Australian airline Qantas has announced that once Covid-19 vaccines are widely available, the carrier will require proof of vaccination from all international passengers. And it’s highly likely that all other airlines will follow suit. Qantas boss Alan Joyce said on Monday, “I think that’s going to be a common thing talking to my colleagues in other airlines around the globe.”
With the industry particularly badly hit by the coronavirus pandemic, airlines have been scrabbling for some way to pull themselves back from extinction once the pandemic starts to settle. With most countries limiting inbound air passengers and quarantining those who do travel, airlines have seen the sharpest falls in passenger numbers in the history of the industry.
“We will ask people to have a vaccination before they can get on the aircraft… for international visitors coming out and people leaving the country we think that’s a necessity,” Mr Joyce told Australia’s Nine Network.
The airline is looking at how it can change its ticketing terms and conditions to make it compulsory to show proof of Covid-19 vaccination. The airline plans to “ask people to have a vaccination before they get on the aircraft.”
Other airlines are already gearing up to make a similar move. A spokesperson for AirAsia said that the company “will review the requirement for guests to be vaccinated against Covid-19 for international travel.”
Australia’s PM Scott Morrison has previously said that once a vaccine becomes readily available, that he would be looking to make getting vaccinated “as mandatory as possible”.
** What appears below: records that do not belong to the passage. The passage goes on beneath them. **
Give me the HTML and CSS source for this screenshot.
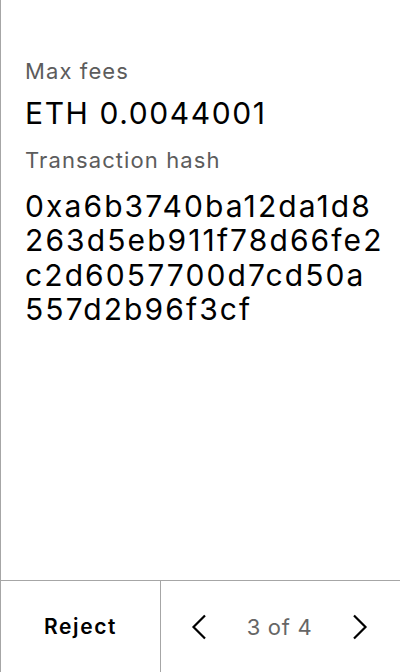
FILE: index.html
```html
<!DOCTYPE html>
<html>
<head>
<meta charset="utf-8">
<link rel="stylesheet" href="styles.css">
</head>
<body>
<div class="screen">
  <main class="content">
    <div class="label">Max fees</div>
    <div class="value">ETH 0.0044001</div>
    <div class="label label-second">Transaction hash</div>
    <div class="value hash">0xa6b3740ba12da1d8<br>263d5eb911f78d66fe2<br>c2d6057700d7cd50a<br>557d2b96f3cf</div>
  </main>
  <footer class="footer">
    <div class="reject">Reject</div>
    <div class="pager">
      <svg class="chev" width="16" height="26" viewBox="0 0 16 26"><path d="M14 1.5 L2.5 13 L14 24.5" fill="none" stroke="#000" stroke-width="2.2"/></svg>
      <span class="count">3 of 4</span>
      <svg class="chev" width="16" height="26" viewBox="0 0 16 26"><path d="M2 1.5 L13.5 13 L2 24.5" fill="none" stroke="#000" stroke-width="2.2"/></svg>
    </div>
  </footer>
</div>
</body>
</html>
```
FILE: styles.css
```css
html, body {
  margin: 0;
  padding: 0;
  background: #fff;
}
body {
  font-family: Inter, "Noto Sans", sans-serif;
  color: #000;
}
.screen {
  width: 400px;
  height: 672px;
  box-sizing: border-box;
  border-left: 1px solid #a6a6a6;
  display: flex;
  flex-direction: column;
}
.content {
  flex: 1;
  padding: 57px 24px 0 24px;
}
.label {
  font-size: 22px;
  line-height: 28px;
  letter-spacing: 1.1px;
  color: #5c5c5c;
}
.label-second {
  margin-top: 16px;
}
.value {
  font-size: 30px;
  line-height: 34px;
  letter-spacing: 1.6px;
  color: #000;
  margin-top: 11px;
}
.hash {
  line-height: 34.5px;
  letter-spacing: 2.1px;
  margin-top: 14.5px;
}
.footer {
  height: 92px;
  box-sizing: border-box;
  border-top: 1px solid #a6a6a6;
  display: flex;
}
.reject {
  width: 159px;
  border-right: 1px solid #a6a6a6;
  display: flex;
  align-items: center;
  justify-content: center;
  font-size: 21px;
  font-weight: 600;
  letter-spacing: 1.6px;
}
.pager {
  flex: 1;
  display: flex;
  align-items: center;
  justify-content: space-between;
  padding: 0 32px 0 30px;
}
.count {
  font-size: 22px;
  letter-spacing: 0.7px;
  color: #666;
}
.chev {
  display: block;
}
```
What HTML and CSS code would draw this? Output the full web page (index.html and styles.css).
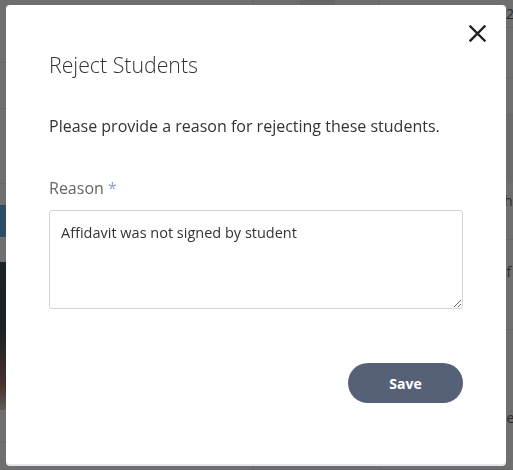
FILE: index.html
```html
<!DOCTYPE html>
<html lang="en">
<head>
<meta charset="utf-8">
<title>Reject Students</title>
<link rel="stylesheet" href="styles.css">
</head>
<body>
<div class="page">
  <div class="col col-left">
    <div class="row r63"></div>
    <div class="row r46"></div>
    <div class="row r75"></div>
    <div class="spacer s21"></div>
    <div class="band"></div>
    <div class="spacer s25"></div>
    <div class="photo"></div>
    <div class="spacer s33"></div>
  </div>
  <div class="col col-mid">
    <div class="tab"></div>
  </div>
  <div class="col col-right">
    <div class="row t28"><span class="frag">2</span></div>
    <div class="row t50"></div>
    <div class="row t37"></div>
    <div class="row t125"><span class="frag f2">h</span></div>
    <div class="row t90"><span class="frag f3">lf</span></div>
    <div class="row t140"><span class="frag f4">ie</span></div>
  </div>
</div>

<div class="overlay">
  <div class="modal" role="dialog" aria-labelledby="mtitle">
    <button class="close" aria-label="Close">
      <svg width="17" height="17" viewBox="0 0 17 17"><path d="M1.5 1.5 L15.5 15.5 M15.5 1.5 L1.5 15.5" stroke="#222" stroke-width="2.4" stroke-linecap="square" fill="none"/></svg>
    </button>
    <h2 class="title" id="mtitle">Reject Students</h2>
    <p class="intro">Please provide a reason for rejecting these students.</p>
    <label class="label" for="reason">Reason <span class="req">*</span></label>
    <textarea class="reason" id="reason">Affidavit was not signed by student</textarea>
    <div class="actions">
      <button class="save">Save</button>
    </div>
  </div>
</div>
</body>
</html>
```
FILE: styles.css
```css
* { box-sizing: border-box; }
html, body { margin: 0; padding: 0; }
body {
  width: 513px;
  height: 470px;
  overflow: hidden;
  background: #6f6f6f;
  font-family: "Open Sans", "Liberation Sans", sans-serif;
}

/* dimmed page behind the dialog */
.page {
  display: flex;
  height: 470px;
}
.col { display: flex; flex-direction: column; flex-shrink: 0; }
.col-left { width: 253px; border-right: 1px solid #646464; }
.col-mid { width: 127px; border-right: 1px solid #666; background: #6d6d6d; padding-left: 47px; }
.tab { width: 35px; height: 5px; background: #666; }
.col-right { flex: 1 1 0; min-width: 0; overflow: hidden; background: #6f6f6f; }
.row { border-bottom: 1px solid #666; }
.r63 { height: 63px; }
.r46 { height: 46px; }
.r75 { height: 75px; }
.s21 { height: 21px; }
.s25 { height: 25px; }
.s33 { height: 33px; border-bottom: 1px solid #666; }
.band { height: 32px; background: #2d4d66; }
.photo {
  height: 148px;
  background: linear-gradient(180deg, #1e2228 0%, #182224 45%, #3a2a28 70%, #4a3530 85%, #5b5e5b 100%);
}
.t28 { height: 28px; }
.t50 { height: 50px; }
.t37 { height: 37px; }
.t125 { height: 125px; background: linear-gradient(180deg, #6b6b6b 0 55%, #6f6f6f 55%); }
.t90 { height: 90px; }
.t140 { height: 140px; }
.frag {
  display: block;
  padding-left: 126px;
  font-size: 14px;
  color: #2b2b2b;
  white-space: nowrap;
  line-height: 20px;
  padding-top: 4px;
}
.f2 { padding-top: 76px; padding-left: 124px; }
.f3 { padding-top: 22px; padding-left: 123px; }
.f4 { padding-top: 78px; padding-left: 123px; }

/* dialog */
.overlay {
  position: fixed;
  inset: 0;
  padding: 5px 7px 6px 6px;
  display: flex;
}
.modal {
  position: relative;
  flex: 1;
  background: #fff;
  border-radius: 4px;
  box-shadow: 0 2px 0 #e6e6ec;
  padding: 46px 43px 0 43px;
  display: flex;
  flex-direction: column;
}
.close {
  position: absolute;
  top: 20px;
  right: 20px;
  width: 17px;
  height: 17px;
  padding: 0;
  border: 0;
  background: none;
  display: flex;
}
.title {
  margin: 0;
  font-weight: 300;
  font-size: 21.3px;
  line-height: 28px;
  color: #333;
}
.intro {
  margin: 36px 0 0;
  font-size: 16px;
  line-height: 22px;
  color: #333;
}
.label {
  margin-top: 40px;
  font-size: 16px;
  line-height: 22px;
  color: #666;
}
.req { color: #8b9cd0; }
.reason {
  margin-top: 11px;
  width: 414px;
  height: 99px;
  border: 1px solid #d3d3d8;
  border-radius: 3px;
  padding: 12px 11px;
  font-family: "Open Sans", "Liberation Sans", sans-serif;
  font-size: 14.5px;
  line-height: 20px;
  color: #333;
  resize: vertical;
}
.actions {
  margin-top: 54px;
  display: flex;
  justify-content: flex-end;
}
.save {
  width: 115px;
  height: 40px;
  border: 0;
  border-radius: 20px;
  background: #566178;
  color: #fff;
  font-family: "Open Sans", "Liberation Sans", sans-serif;
  font-weight: 700;
  font-size: 14px;
}
```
There are legal and ethical questions around this. Can a private company insist upon its customers undergoing a medical procedure? Can a private company demand to know any part of its customers’ medical history?
The whole question of ‘vaccination passports’ is already being discussed by governments around the world. With Qantas taking the lead and with other airlines likely to follow, it’s only a matter of time before airline customers will be demanding clarity from the authorities before they book their summer holliers.